▶ _Written request_
Show all lines holding "Tailwind".

++++ Records provided ++++

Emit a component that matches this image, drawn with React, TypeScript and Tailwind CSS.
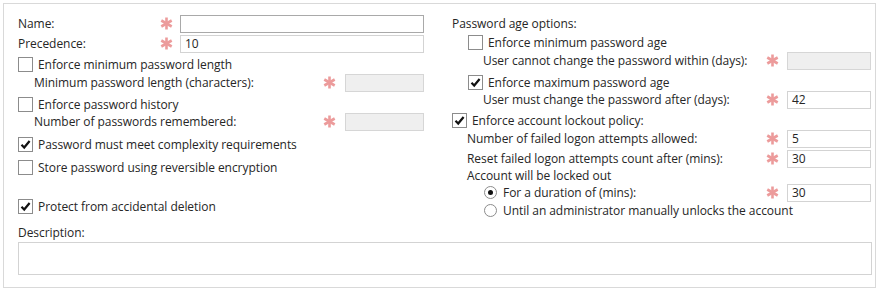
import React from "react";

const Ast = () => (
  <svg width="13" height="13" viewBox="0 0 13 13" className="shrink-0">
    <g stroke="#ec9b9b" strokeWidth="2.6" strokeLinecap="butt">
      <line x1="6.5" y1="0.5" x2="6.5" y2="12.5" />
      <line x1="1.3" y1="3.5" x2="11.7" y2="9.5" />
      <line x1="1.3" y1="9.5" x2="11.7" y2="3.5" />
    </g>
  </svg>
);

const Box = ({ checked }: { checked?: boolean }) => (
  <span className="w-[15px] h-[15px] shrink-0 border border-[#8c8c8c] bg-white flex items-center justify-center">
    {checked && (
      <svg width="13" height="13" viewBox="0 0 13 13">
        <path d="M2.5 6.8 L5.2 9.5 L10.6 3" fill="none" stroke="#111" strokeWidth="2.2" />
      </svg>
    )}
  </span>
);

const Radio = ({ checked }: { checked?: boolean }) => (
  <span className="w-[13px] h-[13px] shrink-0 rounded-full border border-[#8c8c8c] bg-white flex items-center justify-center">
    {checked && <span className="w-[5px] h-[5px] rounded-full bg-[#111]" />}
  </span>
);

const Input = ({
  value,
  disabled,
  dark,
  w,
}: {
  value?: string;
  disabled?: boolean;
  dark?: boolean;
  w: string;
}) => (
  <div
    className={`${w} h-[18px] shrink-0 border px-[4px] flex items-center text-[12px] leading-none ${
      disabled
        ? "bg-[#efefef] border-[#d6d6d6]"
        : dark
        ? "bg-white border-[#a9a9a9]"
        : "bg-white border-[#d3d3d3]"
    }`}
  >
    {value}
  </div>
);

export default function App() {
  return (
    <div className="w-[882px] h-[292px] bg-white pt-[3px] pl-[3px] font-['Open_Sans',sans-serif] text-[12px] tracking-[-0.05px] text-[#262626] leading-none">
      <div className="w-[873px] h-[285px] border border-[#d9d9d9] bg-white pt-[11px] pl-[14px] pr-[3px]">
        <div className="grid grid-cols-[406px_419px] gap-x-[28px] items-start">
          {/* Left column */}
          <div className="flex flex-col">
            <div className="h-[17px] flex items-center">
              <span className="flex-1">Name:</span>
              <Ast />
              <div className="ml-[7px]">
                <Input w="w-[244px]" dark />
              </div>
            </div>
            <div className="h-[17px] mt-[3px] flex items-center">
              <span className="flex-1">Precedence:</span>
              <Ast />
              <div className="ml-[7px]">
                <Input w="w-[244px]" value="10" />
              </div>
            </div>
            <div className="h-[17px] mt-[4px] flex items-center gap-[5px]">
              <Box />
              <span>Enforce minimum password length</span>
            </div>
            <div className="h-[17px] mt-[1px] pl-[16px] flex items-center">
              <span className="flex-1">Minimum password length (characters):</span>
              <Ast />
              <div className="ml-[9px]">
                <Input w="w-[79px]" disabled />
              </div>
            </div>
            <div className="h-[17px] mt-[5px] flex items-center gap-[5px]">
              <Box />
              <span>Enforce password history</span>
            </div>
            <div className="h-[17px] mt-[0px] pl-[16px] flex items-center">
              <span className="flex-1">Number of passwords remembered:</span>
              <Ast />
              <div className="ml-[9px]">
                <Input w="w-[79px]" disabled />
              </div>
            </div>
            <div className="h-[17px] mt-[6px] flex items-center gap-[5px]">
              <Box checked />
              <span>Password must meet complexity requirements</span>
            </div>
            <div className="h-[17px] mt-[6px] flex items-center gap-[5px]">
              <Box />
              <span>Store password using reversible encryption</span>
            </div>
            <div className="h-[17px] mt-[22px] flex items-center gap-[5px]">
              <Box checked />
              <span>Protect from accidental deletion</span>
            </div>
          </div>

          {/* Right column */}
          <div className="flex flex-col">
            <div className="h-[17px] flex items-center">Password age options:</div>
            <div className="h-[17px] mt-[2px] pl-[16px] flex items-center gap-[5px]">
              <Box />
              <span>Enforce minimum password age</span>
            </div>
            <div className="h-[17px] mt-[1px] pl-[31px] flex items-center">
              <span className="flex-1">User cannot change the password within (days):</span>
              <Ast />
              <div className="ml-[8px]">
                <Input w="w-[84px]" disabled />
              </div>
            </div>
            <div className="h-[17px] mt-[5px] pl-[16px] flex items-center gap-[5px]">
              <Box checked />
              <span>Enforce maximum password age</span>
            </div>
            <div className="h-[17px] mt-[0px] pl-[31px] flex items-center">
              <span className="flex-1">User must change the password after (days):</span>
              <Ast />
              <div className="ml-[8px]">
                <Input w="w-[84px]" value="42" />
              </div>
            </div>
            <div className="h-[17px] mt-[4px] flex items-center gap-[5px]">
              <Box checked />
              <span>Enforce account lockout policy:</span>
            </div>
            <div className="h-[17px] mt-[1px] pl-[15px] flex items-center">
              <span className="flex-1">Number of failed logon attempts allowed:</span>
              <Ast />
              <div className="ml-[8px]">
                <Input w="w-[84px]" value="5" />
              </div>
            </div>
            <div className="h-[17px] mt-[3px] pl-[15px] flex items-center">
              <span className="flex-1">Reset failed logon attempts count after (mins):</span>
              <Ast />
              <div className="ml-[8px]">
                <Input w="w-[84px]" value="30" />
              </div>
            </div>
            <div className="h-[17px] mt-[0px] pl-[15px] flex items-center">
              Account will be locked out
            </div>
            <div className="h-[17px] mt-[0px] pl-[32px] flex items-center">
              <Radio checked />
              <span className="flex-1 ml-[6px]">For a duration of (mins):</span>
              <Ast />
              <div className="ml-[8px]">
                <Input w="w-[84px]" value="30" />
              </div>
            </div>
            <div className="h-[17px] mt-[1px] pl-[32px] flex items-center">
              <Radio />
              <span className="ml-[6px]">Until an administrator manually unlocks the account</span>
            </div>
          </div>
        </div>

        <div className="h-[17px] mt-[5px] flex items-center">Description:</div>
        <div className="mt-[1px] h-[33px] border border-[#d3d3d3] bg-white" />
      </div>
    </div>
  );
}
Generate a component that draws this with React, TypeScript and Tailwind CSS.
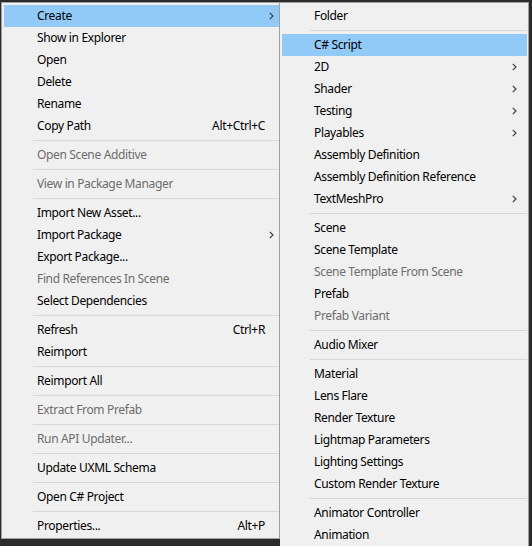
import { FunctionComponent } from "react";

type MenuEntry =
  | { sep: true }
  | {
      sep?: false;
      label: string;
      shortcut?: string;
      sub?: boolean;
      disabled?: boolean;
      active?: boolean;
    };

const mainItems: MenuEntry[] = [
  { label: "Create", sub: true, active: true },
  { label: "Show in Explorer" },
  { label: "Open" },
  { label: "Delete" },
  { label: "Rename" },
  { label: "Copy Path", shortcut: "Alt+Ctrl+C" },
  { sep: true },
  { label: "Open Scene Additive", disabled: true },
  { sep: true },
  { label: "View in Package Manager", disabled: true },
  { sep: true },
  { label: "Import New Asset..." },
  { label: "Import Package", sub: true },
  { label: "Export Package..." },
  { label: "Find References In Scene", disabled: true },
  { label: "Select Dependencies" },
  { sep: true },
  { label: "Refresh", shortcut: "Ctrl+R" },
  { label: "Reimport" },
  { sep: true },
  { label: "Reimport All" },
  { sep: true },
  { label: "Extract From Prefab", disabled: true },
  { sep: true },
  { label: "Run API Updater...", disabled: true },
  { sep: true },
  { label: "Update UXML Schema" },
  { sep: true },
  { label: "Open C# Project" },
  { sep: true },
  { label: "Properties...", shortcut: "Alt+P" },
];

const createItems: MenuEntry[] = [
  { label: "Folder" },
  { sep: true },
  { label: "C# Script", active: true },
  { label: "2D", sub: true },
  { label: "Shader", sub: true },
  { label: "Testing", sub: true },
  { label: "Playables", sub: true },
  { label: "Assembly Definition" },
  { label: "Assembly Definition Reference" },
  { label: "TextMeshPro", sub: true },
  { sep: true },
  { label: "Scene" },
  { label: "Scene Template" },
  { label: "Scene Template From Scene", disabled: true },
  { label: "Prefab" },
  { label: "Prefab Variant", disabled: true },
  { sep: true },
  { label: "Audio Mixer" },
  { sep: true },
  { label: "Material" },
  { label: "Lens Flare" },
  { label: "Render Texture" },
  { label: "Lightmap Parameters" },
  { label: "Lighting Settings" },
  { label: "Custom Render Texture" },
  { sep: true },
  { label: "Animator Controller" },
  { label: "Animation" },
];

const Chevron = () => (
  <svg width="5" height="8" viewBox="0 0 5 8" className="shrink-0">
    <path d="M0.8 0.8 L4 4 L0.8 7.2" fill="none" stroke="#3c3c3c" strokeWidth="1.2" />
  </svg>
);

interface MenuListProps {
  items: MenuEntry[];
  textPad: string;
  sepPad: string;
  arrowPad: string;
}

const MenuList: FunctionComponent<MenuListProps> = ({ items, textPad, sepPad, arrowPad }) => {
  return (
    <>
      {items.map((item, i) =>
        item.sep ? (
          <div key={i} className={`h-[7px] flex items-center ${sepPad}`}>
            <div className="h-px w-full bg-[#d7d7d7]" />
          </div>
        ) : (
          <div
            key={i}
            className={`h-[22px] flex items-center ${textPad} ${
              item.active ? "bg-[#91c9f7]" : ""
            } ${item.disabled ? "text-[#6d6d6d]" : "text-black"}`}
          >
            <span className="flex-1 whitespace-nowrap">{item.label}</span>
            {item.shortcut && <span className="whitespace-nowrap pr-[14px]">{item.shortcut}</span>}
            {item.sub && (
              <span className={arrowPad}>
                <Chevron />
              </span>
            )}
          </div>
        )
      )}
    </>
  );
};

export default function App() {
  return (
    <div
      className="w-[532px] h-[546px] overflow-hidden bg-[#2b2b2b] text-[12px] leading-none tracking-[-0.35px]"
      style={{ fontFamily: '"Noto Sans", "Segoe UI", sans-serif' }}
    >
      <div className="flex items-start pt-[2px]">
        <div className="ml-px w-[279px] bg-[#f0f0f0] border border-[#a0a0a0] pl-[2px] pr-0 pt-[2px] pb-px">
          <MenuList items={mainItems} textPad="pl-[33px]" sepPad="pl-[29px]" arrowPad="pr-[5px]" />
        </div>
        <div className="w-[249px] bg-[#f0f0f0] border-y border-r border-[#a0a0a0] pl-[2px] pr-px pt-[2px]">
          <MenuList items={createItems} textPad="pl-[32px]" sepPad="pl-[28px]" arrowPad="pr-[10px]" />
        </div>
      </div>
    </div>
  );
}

++++

▶ _Problem solution_
Emit a component that matches this image, drawn with React, TypeScript and Tailwind CSS.
Generate a component that draws this with React, TypeScript and Tailwind CSS.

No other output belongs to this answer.